J-League Looks to Extend Influence in SE Asia
By John Duerden 12 August 2013
SEOUL, South Korea — The English Premier League has long dominated the popularity of international football in Southeast Asia. It’s newest rival for regional audiences comes not from the major leagues of Spain or Italy, but from Japan.
The J-League, established in 1993 and generally regarded as Asia’s best domestic competition, does not have the history or the prestige of the big European leagues. But while English clubs like Manchester United and Liverpool often play a friendly in Bangkok or Kuala Lumpur every couple of years, the J-League insists it is committed to developing football in Southeast Asia for the long-term and at a number of levels.
Over the past two years, the J-League has signed separate partnership agreements with leagues in Thailand, Vietnam, Cambodia, Singapore and Burma which involve the exchange of expertise on and off the field.
Japanese clubs have established relationships with teams in the region, and from 2012 Thailand, Vietnam and Burma started broadcasting J-League games with more countries expected to follow suit.
“We fully understand how popular the English Premier League is in Southeast Asia,” Daisuke Nakanishi, J-League director of competitions and sales management, told The Associated Press. “That’s why we think that there is no way of winning if we apply the same approach in the market, and we believe that we should do something different.”
Nakanishi says Japan’s league has two advantages over the European leagues.
“We are in Asia, so we are close to the region geographically and mentally, and Japan is the only country which used to be very weak but has grown rapidly in very short period,” he said. “So we can be a role model. We are more than happy to share our know how with Southeast Asia in order to develop together.”

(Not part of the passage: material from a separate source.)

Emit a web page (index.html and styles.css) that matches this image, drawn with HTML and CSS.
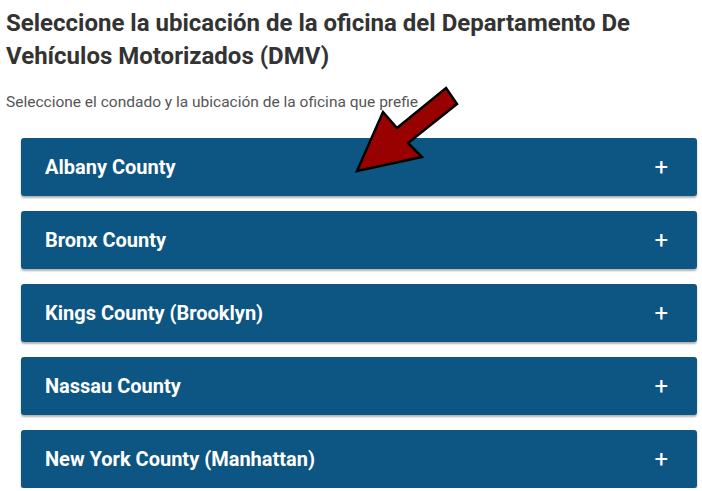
FILE: index.html
```html
<!DOCTYPE html>
<html lang="es">
<head>
  <meta charset="UTF-8">
  <title>Ubicación de la oficina DMV</title>
  <link rel="stylesheet" href="styles.css">
</head>
<body>
  <div class="page">
    <h1>Seleccione la ubicación de la oficina del Departamento De Vehículos Motorizados (DMV)</h1>
    <p class="intro">Seleccione el condado y la ubicación de la oficina que prefie</p>

    <div class="counties">
      <div class="county"><span>Albany County</span><span class="plus">+</span></div>
      <div class="county"><span>Bronx County</span><span class="plus">+</span></div>
      <div class="county"><span>Kings County (Brooklyn)</span><span class="plus">+</span></div>
      <div class="county"><span>Nassau County</span><span class="plus">+</span></div>
      <div class="county"><span>New York County (Manhattan)</span><span class="plus">+</span></div>
    </div>

    <svg class="arrow" width="702" height="200" viewBox="0 0 702 200">
      <polygon points="446,88 457,104 408,143 422,157 357,171 383,112 397,128" fill="#990000" stroke="#000" stroke-width="2.5" stroke-linejoin="miter"/>
    </svg>
  </div>
</body>
</html>
```

FILE: styles.css
```css
body {
  margin: 0;
  font-family: Roboto, "Liberation Sans", sans-serif;
  background: white;
}
.page {
  position: relative;
  padding: 7px 5px 0 6px;
}
h1 {
  font-size: 24px;
  font-weight: 700;
  line-height: 33px;
  color: #333;
  margin: 0;
  padding-right: 40px;
}
.intro {
  font-size: 15.5px;
  color: #555;
  margin: 19px 0 0 0;
  line-height: 20px;
}
.counties {
  margin: 26px 0 0 15px;
  display: flex;
  flex-direction: column;
  gap: 15px;
}
.county {
  height: 58px;
  background: #0d5582;
  border-radius: 3px;
  box-shadow: 0 2px 2px rgba(0,0,0,0.3);
  color: white;
  font-size: 20px;
  font-weight: 700;
  display: flex;
  align-items: center;
  justify-content: space-between;
  padding: 0 29px 0 24px;
}
.plus {
  font-size: 24px;
  font-weight: 400;
}
.arrow {
  position: absolute;
  left: 0;
  top: 0;
}
```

The size and global reach of the top English clubs mean that any partnerships they form in Southeast Asia are unequal. In the past, local clubs have sometimes been reduced to becoming little more than merchandise sellers for the big teams.
On the pitch it can be a similar story. In 2007, three of Thailand’s top players famously joined Manchester City, then owned by the country’s former Prime Minister Thaksin Shinawatra, yet none made it close to a Premier League appearance and soon departed. The J-League is good but not to the extent that it is a closed door for Southeast Asian talent.
“In the near future, we hope that there will be many star Southeast Asian players playing in the J-League, which makes the J-League more visible and popular in the region,” Nakanishi said. “This is a unique approach which the English Premier League does not have.”
Worawi Makudi, president of the Thailand Football Association, agrees that Japan has much to offer as a role model to follow for developing nations in Asia as it has come a long way in a short time.
“At the moment in the [Southeast Asian] region the English Premier League is popular and is tough to beat, but maybe the Japanese league in terms of broadcasting rights can grow,” Worawi said. “If Japanese clubs have Thai players then people in Thailand would like to watch them.”
There are plans to make it easier for the best Thai stars to head east. Much could depend on the success of Le Cong Vinh, who has been one of the biggest stars in Vietnam and the region for a number of years.
The striker had a short but unsuccessful spell with Portuguese club Leixoes in 2009 and last month joined Consadole Sapporo, which was last season relegated to Japan’s second tier. Ngo Le Bang, general secretary of the Vietnamese Football Federation has high hopes for the player.
“Le Cong Vinh is one of our best players,” Bang said. “Firstly his appearance in Japan, even in the second division, could promote the image of Vietnamese football, and then after him there could be other opportunities.”
Bang says the experience the country’s players could receive in Japan will benefit the Vietnamese national team and professional league.
“The reputation of the J-League is improving partly due to the increasing number of players from Japan heading to the top leagues of Europe. Their football players have made huge progress in domestic and international competitions. … Japan shows how a team can compete equally against physically stronger teams.”
The Vietnamese striker does not see himself as a figurehead for the new relationship between Southeast Asia and Japan. He just wants to play.
“I think the J-League is the best league in Asia and I believe that I can learn a lot of things here,” Le said said. “That’s why I decided to come here. … I am ready to show my strengths to the fans.”
It won’t be just fans in Vietnam who will be watching with interest to see if Le is able to do so.